Just over a decade ago the parliamentary boundary commission attempted to rename our parliamentary constituency similarly, as ‘North East Edinburgh’, only to encounter a tsunami of protest. Rarely do these bureaucrats back down, but they did when faced with Leithers United. Then in 2009 Forth Ports were forced to reverse their plans to rename Leith Docks ‘Edinburgh Harbour’. Dinnae mess! 

Of course borders only matter when there is territory that needs separating; when who or what is inside or outside needs defining. Going back some centuries to the time of the Union (the one between Scotland and England) there was no need for a Leith-Edinburgh border. There was clear countryside in between. By today’s standards, Leith was little more than a village and Edinburgh little more than a single street. In the 19th century Great Junction Street was built as a bypass, a way of avoiding the busy bustle of Leith to reach the docks.

When Scotland’s main port in the middle ages, Berwick, finally fell to the English in 1482, Leith became the principal port for the nation. The powerhouse of the kingdom was in the east. Trade, other than to England, faced the Baltic, the Hanseatic League of northern Germany, Flanders, etc. From a Leith perspective, the future was full of promise.

A few decades after Berwick’s fall and Leith’s ascendancy, Mary Queen of Scots’ mother moved her Royal Court to Leith on the site of present day Parliament Street by the Shore. Some decades later, if the Protestant rebellion had been defeated and the Siege of Leith had not forced our French allies to flee from the Protestant’s English allies, Leith could have remained Scotland’s capital in a Catholic independent Scotland. A century later, Cromwell also understood the importance of Leith as the route to subduing Edinburgh. The Citadel, the Cromwell streets nearby, indeed the very creation of Leith Walk are all testament to this rather controversial Leith champion from the other side of the religious divide.

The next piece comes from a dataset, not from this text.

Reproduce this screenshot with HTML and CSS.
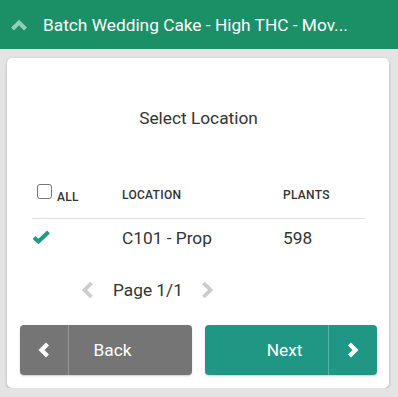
FILE: index.html
```html
<!DOCTYPE html>
<html lang="en">
<head>
    <meta charset="UTF-8">
    <meta name="viewport" content="width=device-width, initial-scale=1.0">
    <title>Move Plants</title>
    <link rel="stylesheet" href="styles.css">
</head>
<body>
    <div class="header">
        <svg class="header-icon" width="18" height="13" viewBox="0 0 18 13">
            <path d="M2.5 11 L9 4.5 L15.5 11" fill="none" stroke="#8fd1b5" stroke-width="4"/>
        </svg>
        <span class="header-title">Batch Wedding Cake - High THC - Mov...</span>
    </div>

    <div class="card">
        <h2>Select Location</h2>

        <!-- Locations table -->
        <div class="table">
            <div class="row head">
                <div class="col-check">
                    <span class="checkbox"></span>
                    <span class="all">ALL</span>
                </div>
                <div class="col-loc">LOCATION</div>
                <div class="col-plants">PLANTS</div>
            </div>
            <div class="row item">
                <div class="col-check">
                    <svg width="19" height="14" viewBox="0 0 19 14">
                        <path d="M2 7.5 L6.5 11.5 L16.5 2" fill="none" stroke="#1f9a84" stroke-width="4"/>
                    </svg>
                </div>
                <div class="col-loc">C101 - Prop</div>
                <div class="col-plants">598</div>
            </div>
        </div>

        <div class="pager">
            <svg width="14" height="18" viewBox="0 0 14 18">
                <path d="M11.5 2 L4.5 9 L11.5 16" fill="none" stroke="#cccccc" stroke-width="3.8"/>
            </svg>
            <span>Page 1/1</span>
            <svg width="14" height="18" viewBox="0 0 14 18">
                <path d="M2.5 2 L9.5 9 L2.5 16" fill="none" stroke="#cccccc" stroke-width="3.8"/>
            </svg>
        </div>

        <div class="buttons">
            <button class="btn back">
                <span class="btn-icon">
                    <svg width="14" height="16" viewBox="0 0 14 16">
                        <path d="M10.5 2 L4.5 8 L10.5 14" fill="none" stroke="#fff" stroke-width="4.2"/>
                    </svg>
                </span>
                <span class="btn-label">Back</span>
            </button>
            <button class="btn next">
                <span class="btn-label">Next</span>
                <span class="btn-icon">
                    <svg width="14" height="16" viewBox="0 0 14 16">
                        <path d="M3.5 2 L9.5 8 L3.5 14" fill="none" stroke="#fff" stroke-width="4.2"/>
                    </svg>
                </span>
            </button>
        </div>
    </div>
</body>
</html>
```

FILE: styles.css
```css
body {
    font-family: Roboto, "Liberation Sans", sans-serif;
    margin: 0;
    background-color: #e4e4e4;
    color: #333;
}
.header {
    height: 49px;
    background-color: #1b9066;
    display: flex;
    align-items: center;
    padding-left: 10px;
    color: white;
}
.header-icon {
    margin-right: 15px;
    margin-top: 0;
}
.header-title {
    font-size: 17.3px;
}
.card {
    margin: 9px 9px 0 7px;
    background-color: white;
    border-radius: 5px;
    box-shadow: 0 1px 3px rgba(0,0,0,0.25);
    padding: 1px 12px 13px 13px;
}
h2 {
    font-size: 17.3px;
    font-weight: normal;
    text-align: center;
    margin: 49px 0 0 0;
    line-height: 20px;
}
.table {
    margin: 53px 12px 0 12px;
}
.row {
    display: flex;
    align-items: center;
}
.head {
    height: 38px;
    border-bottom: 1px solid #e0e0e0;
    font-size: 12px;
    font-weight: 500;
    line-height: 14px;
    letter-spacing: 0.3px;
    align-items: flex-start;
    box-sizing: border-box;
}
.head .col-loc, .head .col-plants {
    padding-top: 7px;
}
.item {
    height: 38px;
    font-size: 17.3px;
}
.col-check {
    width: 90px;
    display: flex;
    align-items: flex-start;
}
.item .col-check {
    margin-top: -2px;
}
.checkbox {
    display: inline-block;
    width: 13px;
    height: 13px;
    border: 1px solid #767676;
    border-radius: 3px;
    margin: 3px 0 0 5px;
}
.all {
    margin: 9px 0 0 5px;
}
.col-loc {
    width: 161px;
}
.pager {
    display: flex;
    align-items: center;
    font-size: 17.3px;
    line-height: 20px;
    margin-top: 23px;
    padding-left: 60px;
}
.pager span {
    margin: 0 18px 0 19px;
}
.buttons {
    display: flex;
    gap: 13px;
    margin-top: 25px;
}
.btn {
    flex: 1;
    height: 50px;
    border: none;
    border-radius: 4px;
    color: white;
    font-family: Roboto, "Liberation Sans", sans-serif;
    font-size: 17.3px;
    display: flex;
    align-items: stretch;
    padding: 0;
    box-shadow: 0 1px 2px rgba(0,0,0,0.2);
    cursor: pointer;
}
.back {
    background-color: #757575;
}
.next {
    background-color: #209785;
}
.btn-icon {
    width: 48px;
    display: flex;
    align-items: center;
    justify-content: center;
}
.back .btn-icon {
    border-right: 1px solid rgba(255,255,255,0.25);
}
.next .btn-icon {
    border-left: 1px solid rgba(255,255,255,0.25);
}
.btn-label {
    flex: 1;
    display: flex;
    align-items: center;
    justify-content: center;
}
.back .btn-label {
    padding-right: 36px;
}
.next .btn-label {
    padding-left: 36px;
}
```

So was the incorporation of Leith into Edinburgh inevitable? Was Edinburgh always destined to expand to the sea? Or could Leith have become the dominant burgh, with Edinburgh its oft forgotten suburb? What we take for granted today might not have always been thus, if historical power politics had taken some different paths. Indulge me.

Take the very existence of our own dear country, Scotland. If the Normans hadn’t subdued Yorkshire and Northumbria by brutal ethnic cleansing in the 11th century, to establish a permanent border from the Tweed to the Solway sands “to mark where England’s province stands”, then perhaps a different country could have emerged. With its southern border, the Humber and the Mersey, and its northern border the Forth and Clyde. No such country as Scotland; instead replaced by some kind of Middle-land with the Pictish north emerging as a Highland independent kingdom. The Cumbrian Tory MP, Rory Stewart, made a whole fantastical series of TV programmes on this thesis just a few years back.

But to return to Leith: four years after Berwick fell, Columbus ‘sailed the ocean blue’. The Portuguese, the Spanish and then the English proceeded to make themselves rich from the sale of human beings and the wealth they created for their ‘owners’. Leith’s fate was sealed. After the Union, and the access this gave us to England’s trade routes, we in Scotland, and particularly Glasgow, boomed. Maybe, if the slave trade hadn’t happened, and commerce hadn’t moved to our western shores, Glasgow might have remained as important to the Scottish economy as Wick. Maybe if the Reformation hadn’t switched Scotland’s treaty allegiances from France to England, and Leith’s very brief taste as Scotland’s capital had endured, it all could have been so very different.   

It was not to be. Edinburgh started to pen Leith in, gobbling up the coastal villages of Cramond, Granton and Portobello on either side. We did our own land grab too; taking in Newhaven and Trinity, but it was too little too late. In my adolescence I remember my dad joking that they’d renamed Leith – as EH6 – which actually reflected the 1920 boundary remarkable faithfully. Leith had become a postal number. In fact a post office worker once told me that if you put ‘Leith’ instead of ‘Edinburgh’ when addressing an envelope, even with the right postcode, it actually delays delivery!

So what is Leith today? Urban boundaries, unlike national ones, change inevitably with the growth in population and housing. Yet the intriguing thing is how enduring the Leith identity of place is. In fact in the last couple of decades it seems to have become stronger; a successful ‘brand’ even. Yet I doubt that many of today’s residents of Wardie and Golden Acre know that they are a historical part of Leith. On the other hand I suspect that many think that Leith begins at Elm Row.

Perhaps the border exists at a sub-conscious level now. I intend to find out. Over the next issues I will be talking to people from many parts of Leith. Those who were born here and those who’ve made Leith their home – and asking them:

What makes Leith different? And what does it mean to be a Leither?